In the Boat with Lefty
CHOUINARD Lefty told this story about how he was the Annie Oakley for Remington Arms in the late 1950s. He’d go around to fairs and have a guy throw an aspirin in the air and he’d vaporize it with a .22. He’d shoot a bullet through the hole of a washer. Some wise guy in the crowd wouldn’t believe him, so he’d put a one-cent stamp on the washer and shoot a hole through it. I asked him how he learned to do that. He said if you want to be a good shot, get a Red Ryder BB gun, take the sight off, and have someone throw beer cans in the air. You’ll actually see the BB and see where you’re missing. When I got home from the trip, I got a BB gun, and my wife has been throwing beer cans up for me.
McGUANE Lefty told these amazing stories about his World War II days. He was at the Battle of the Bulge. He invaded a concentration camp.
BROKAW He talked about living in the trenches, how the frozen trees became dangerous shrapnel. For me it was fascinating and another demonstration of the incredible stories this generation of men have, the incredible lives they they’ve lived.
KREH I was with the 69th division, which met up with the Russians on the Elbe River. We dug these slit trenches. It was twelve degrees. We couldn’t move for a week, but neither could the Germans. We just sat there. Your body heat would melt the ice when you sat. When you stood up, it would freeze again and you’d have this pancake of ice on your rear end.

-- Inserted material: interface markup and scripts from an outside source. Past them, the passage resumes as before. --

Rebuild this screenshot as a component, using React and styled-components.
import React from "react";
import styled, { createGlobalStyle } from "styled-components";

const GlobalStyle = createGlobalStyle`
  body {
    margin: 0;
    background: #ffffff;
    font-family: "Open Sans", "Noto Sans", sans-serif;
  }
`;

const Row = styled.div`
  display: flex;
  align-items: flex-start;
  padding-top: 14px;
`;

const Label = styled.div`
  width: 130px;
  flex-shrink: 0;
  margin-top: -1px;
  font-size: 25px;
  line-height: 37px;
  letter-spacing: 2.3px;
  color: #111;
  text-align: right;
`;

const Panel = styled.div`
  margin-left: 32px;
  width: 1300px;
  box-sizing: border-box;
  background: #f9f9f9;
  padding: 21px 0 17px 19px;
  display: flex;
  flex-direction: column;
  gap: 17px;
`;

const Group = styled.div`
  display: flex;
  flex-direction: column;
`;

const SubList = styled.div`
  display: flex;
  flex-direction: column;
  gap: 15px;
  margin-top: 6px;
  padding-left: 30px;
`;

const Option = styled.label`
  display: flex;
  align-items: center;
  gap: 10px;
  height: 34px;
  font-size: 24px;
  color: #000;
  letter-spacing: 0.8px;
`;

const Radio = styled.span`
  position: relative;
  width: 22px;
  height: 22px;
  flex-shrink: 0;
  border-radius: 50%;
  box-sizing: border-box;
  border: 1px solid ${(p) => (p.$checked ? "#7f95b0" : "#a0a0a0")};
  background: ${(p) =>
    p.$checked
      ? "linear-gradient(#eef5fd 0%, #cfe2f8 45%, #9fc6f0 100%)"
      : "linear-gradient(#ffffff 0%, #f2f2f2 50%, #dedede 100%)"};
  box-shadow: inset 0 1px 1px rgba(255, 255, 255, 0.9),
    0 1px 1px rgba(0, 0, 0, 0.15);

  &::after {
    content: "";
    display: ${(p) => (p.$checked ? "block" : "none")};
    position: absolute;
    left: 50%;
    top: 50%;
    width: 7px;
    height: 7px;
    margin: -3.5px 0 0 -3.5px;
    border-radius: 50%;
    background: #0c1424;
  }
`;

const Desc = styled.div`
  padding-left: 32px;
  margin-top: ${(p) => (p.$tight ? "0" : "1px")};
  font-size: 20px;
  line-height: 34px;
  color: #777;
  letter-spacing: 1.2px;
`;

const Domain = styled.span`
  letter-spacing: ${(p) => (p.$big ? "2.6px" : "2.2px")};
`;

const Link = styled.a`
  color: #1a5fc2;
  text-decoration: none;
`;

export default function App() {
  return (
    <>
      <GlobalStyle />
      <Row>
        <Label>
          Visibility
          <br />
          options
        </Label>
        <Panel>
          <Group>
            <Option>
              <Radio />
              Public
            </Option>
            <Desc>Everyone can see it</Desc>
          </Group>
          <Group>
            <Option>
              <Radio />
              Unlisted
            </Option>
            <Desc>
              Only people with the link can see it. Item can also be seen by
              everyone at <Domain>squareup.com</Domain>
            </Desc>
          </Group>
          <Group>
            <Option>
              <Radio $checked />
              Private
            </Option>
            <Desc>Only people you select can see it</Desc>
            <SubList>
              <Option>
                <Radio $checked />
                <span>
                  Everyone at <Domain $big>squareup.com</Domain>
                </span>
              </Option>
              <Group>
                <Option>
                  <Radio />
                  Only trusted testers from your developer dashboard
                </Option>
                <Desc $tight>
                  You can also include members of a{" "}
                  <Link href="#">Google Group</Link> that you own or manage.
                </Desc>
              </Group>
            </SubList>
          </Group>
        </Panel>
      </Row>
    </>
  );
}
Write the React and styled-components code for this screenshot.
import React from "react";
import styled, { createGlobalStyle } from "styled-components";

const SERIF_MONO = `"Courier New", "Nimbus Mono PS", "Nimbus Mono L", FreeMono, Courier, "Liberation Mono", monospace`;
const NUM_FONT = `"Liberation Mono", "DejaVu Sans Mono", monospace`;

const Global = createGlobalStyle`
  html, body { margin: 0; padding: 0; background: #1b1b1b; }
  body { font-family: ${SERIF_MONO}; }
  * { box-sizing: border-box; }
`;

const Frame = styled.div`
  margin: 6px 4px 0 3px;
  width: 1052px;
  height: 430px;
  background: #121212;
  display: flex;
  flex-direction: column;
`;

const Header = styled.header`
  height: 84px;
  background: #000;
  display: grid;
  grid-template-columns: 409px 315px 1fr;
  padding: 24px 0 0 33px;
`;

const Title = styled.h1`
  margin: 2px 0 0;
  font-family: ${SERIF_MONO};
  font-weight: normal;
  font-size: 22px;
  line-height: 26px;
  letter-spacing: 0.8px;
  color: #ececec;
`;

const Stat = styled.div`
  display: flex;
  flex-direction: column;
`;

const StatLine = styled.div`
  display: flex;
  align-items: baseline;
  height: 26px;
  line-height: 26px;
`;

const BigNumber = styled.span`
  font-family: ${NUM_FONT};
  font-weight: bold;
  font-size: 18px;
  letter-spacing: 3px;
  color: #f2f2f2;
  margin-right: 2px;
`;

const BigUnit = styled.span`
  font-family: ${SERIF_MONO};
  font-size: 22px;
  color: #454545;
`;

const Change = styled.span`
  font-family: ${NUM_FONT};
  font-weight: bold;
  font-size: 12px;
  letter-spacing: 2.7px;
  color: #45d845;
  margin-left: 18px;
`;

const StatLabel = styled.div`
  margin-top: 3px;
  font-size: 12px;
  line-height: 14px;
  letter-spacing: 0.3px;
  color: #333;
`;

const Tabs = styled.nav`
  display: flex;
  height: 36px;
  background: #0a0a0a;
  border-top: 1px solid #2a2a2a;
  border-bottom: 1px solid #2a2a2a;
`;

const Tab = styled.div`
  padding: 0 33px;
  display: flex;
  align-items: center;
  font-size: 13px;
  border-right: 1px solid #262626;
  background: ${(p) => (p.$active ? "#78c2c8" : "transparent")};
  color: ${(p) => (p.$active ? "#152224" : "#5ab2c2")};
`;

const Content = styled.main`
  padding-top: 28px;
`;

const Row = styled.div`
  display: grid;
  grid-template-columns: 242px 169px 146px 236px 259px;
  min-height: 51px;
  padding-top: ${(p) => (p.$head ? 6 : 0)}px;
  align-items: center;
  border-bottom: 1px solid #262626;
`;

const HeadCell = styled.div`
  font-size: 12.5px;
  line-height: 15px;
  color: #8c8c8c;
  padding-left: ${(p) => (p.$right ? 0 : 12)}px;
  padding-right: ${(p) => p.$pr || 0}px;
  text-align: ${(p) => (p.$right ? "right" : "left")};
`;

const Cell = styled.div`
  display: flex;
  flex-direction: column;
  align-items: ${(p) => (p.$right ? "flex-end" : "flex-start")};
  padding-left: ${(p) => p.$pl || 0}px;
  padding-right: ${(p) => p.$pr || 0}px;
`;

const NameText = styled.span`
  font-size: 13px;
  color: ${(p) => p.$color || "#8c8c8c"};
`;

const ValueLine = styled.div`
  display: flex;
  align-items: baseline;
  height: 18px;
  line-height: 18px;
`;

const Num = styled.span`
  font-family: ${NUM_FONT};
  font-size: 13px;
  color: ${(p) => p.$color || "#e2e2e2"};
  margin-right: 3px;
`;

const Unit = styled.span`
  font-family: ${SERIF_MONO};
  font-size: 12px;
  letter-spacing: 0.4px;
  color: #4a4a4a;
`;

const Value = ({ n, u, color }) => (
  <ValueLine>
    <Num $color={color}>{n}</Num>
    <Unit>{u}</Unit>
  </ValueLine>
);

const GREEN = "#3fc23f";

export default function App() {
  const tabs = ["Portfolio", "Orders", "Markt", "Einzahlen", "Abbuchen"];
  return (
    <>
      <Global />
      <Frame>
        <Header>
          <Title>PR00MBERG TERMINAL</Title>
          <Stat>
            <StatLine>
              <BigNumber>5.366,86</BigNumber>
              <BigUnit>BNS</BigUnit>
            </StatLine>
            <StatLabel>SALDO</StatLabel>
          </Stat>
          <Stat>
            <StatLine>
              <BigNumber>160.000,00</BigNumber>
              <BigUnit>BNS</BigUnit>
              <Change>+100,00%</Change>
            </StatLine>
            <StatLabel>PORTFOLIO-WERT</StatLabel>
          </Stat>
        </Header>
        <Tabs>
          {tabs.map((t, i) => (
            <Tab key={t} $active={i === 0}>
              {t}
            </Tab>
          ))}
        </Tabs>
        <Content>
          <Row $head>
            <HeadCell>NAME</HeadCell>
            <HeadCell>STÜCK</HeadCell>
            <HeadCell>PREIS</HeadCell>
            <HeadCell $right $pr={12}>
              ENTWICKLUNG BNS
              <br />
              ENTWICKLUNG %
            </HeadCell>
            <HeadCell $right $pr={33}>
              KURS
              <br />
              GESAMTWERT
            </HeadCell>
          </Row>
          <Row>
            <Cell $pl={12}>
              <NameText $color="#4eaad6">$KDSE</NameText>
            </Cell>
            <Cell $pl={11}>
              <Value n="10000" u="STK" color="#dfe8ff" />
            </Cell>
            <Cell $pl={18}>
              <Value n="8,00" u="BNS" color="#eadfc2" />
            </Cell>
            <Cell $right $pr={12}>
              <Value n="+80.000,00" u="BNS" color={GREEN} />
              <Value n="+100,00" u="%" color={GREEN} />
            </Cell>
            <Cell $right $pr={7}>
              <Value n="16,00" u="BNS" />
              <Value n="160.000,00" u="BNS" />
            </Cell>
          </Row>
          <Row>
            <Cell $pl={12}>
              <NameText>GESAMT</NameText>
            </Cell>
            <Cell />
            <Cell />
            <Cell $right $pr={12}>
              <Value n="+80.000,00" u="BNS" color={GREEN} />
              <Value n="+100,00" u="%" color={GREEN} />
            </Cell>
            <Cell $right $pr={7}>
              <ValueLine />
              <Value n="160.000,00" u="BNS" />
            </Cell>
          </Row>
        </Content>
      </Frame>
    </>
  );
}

On the seventh day the fog cleared. Suddenly our airplanes filled the sky, like flocks of birds migrating in the fall. Some of them dropped these fifteen-gallon canisters attached to parachutes.We rushed out and opened them. Some of them had hot pancakes with syrup sloshing around in them. Others had dry socks.
Behind the Scenes
CHOUINARD These two locals had some conchs. I love conch. One of the guys grabbed a conch penis and put it in his mouth. It’s supposed to taste good and make you potent. So I said, “Gimme one of those.” I gulped it down. Everyone else was looking aghast. It actually didn’t taste very good. It had a very acrid taste. And it certainly didn’t do anything for my libido.
McGUANE Yvon talked about his mountain climbing days and killing porcupines with his ice ax and eating them. One of the crew interviewed him and said, “I understand you eat porcupines?” Yvon is so direct. He said, “What’s wrong with porcupines?” as if it were the interviewer who had a screw loose.
KEATON I laughed like hell about the porcupines. Yvon turned to me and repeated his line. “What the hell is wrong with eating porcupine?” I said, “Well, we can start with the quills.”
KREH The best part of the trip was the banter on the boats and around the campfire, the jokes and one-liners. I can’t really tell any of them to you, ’cause I’ve never told a joke that was printable.